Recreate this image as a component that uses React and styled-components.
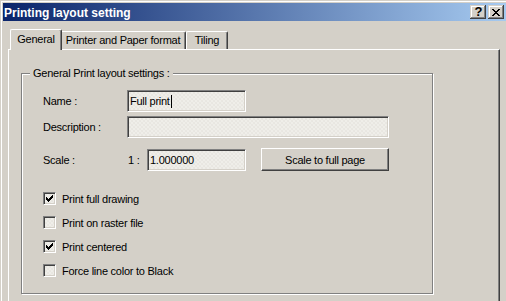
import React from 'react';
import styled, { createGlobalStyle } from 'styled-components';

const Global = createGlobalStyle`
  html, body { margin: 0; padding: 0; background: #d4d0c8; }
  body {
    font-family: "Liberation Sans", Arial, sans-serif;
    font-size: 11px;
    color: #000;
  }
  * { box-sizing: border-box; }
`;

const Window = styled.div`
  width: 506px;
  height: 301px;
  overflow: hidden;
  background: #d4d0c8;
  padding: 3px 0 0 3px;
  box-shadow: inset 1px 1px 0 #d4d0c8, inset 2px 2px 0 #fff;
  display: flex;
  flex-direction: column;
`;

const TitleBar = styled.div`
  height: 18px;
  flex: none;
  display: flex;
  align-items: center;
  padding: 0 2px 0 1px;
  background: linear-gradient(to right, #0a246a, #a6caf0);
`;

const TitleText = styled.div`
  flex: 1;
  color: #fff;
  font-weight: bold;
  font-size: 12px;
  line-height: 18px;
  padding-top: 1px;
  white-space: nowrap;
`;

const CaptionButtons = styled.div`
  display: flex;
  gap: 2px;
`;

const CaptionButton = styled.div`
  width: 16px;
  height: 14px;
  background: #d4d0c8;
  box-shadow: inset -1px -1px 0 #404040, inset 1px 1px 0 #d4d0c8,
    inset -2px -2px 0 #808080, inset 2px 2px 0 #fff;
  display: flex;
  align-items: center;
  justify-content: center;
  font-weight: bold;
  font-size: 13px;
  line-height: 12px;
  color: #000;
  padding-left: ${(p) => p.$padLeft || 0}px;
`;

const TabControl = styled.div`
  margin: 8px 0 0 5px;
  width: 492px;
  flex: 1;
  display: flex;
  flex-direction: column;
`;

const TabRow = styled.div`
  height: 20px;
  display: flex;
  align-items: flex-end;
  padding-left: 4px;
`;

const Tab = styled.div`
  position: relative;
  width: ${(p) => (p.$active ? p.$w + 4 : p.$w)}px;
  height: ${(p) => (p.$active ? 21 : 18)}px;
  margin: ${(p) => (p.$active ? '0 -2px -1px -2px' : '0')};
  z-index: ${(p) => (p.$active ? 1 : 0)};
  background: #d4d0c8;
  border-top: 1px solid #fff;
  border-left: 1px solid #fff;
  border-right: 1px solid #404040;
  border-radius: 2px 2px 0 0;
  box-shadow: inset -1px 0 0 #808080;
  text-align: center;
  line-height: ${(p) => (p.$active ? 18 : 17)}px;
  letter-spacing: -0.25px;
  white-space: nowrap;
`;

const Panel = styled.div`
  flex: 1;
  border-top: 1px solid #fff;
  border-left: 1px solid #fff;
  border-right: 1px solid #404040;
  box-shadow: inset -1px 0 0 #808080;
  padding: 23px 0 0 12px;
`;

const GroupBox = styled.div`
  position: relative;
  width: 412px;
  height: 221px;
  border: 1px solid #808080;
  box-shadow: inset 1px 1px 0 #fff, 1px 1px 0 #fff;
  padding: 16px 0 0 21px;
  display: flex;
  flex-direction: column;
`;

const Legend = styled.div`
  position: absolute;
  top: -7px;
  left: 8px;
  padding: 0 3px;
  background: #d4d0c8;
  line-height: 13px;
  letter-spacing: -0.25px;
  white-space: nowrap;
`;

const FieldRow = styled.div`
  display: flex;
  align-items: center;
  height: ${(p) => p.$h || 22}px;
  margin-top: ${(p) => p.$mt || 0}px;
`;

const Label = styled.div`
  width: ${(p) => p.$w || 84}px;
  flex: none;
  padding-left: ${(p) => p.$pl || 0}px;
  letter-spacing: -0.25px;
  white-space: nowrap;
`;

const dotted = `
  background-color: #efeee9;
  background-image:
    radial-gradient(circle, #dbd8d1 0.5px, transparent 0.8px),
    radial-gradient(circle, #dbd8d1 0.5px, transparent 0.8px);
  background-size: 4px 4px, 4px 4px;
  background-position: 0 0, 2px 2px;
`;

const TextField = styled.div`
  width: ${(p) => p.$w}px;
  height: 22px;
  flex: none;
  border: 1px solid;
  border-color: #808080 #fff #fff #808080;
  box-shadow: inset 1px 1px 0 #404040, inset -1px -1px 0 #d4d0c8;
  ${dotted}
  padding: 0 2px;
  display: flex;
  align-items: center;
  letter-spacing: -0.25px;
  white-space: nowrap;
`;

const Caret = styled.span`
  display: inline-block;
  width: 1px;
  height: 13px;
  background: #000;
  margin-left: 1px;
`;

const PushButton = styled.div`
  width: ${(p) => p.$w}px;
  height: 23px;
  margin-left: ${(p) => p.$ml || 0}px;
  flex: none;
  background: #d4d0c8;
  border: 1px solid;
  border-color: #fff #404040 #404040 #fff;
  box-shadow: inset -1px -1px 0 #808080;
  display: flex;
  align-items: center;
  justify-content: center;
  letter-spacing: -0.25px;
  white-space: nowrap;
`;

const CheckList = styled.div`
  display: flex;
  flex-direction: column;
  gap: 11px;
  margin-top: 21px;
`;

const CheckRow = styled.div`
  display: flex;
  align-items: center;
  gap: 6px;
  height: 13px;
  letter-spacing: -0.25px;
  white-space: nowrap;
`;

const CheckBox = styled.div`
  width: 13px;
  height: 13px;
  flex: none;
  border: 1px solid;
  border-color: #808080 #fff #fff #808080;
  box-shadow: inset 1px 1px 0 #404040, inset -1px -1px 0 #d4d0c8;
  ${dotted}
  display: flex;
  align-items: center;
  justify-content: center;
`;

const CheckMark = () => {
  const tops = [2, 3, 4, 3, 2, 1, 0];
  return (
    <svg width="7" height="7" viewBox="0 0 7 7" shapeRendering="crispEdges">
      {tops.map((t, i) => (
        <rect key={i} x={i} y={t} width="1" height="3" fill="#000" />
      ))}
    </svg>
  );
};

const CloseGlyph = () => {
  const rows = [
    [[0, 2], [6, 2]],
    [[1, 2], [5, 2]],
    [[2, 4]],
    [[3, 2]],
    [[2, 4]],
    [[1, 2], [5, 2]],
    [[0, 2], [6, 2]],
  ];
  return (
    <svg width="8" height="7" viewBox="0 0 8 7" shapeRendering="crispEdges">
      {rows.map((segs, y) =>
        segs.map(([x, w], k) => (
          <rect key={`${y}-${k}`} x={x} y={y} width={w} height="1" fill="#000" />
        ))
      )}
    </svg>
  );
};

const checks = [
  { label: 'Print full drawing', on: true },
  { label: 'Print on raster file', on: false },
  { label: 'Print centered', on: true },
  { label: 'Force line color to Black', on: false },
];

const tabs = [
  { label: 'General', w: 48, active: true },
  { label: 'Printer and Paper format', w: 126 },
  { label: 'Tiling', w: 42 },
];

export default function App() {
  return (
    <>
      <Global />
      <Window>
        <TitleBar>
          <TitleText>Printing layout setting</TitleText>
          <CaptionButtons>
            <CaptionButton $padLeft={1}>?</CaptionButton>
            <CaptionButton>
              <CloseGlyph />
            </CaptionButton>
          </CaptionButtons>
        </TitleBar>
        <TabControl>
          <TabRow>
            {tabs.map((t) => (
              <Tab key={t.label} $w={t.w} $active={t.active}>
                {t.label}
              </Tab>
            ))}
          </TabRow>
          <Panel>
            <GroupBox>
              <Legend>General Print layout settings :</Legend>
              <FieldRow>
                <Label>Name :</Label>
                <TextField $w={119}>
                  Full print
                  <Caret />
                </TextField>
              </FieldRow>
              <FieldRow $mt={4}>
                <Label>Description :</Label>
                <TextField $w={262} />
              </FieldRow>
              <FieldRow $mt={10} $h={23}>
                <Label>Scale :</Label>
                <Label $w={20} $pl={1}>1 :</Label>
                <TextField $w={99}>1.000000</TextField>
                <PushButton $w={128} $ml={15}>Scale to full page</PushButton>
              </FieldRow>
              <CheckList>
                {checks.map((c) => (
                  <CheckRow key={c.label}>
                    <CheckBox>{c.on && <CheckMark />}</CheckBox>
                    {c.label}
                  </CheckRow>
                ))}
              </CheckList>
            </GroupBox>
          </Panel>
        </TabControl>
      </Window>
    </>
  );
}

= What is asked =
Only the number is needed: state how many lines in the listing contain "components".

= Result of this exercise =
2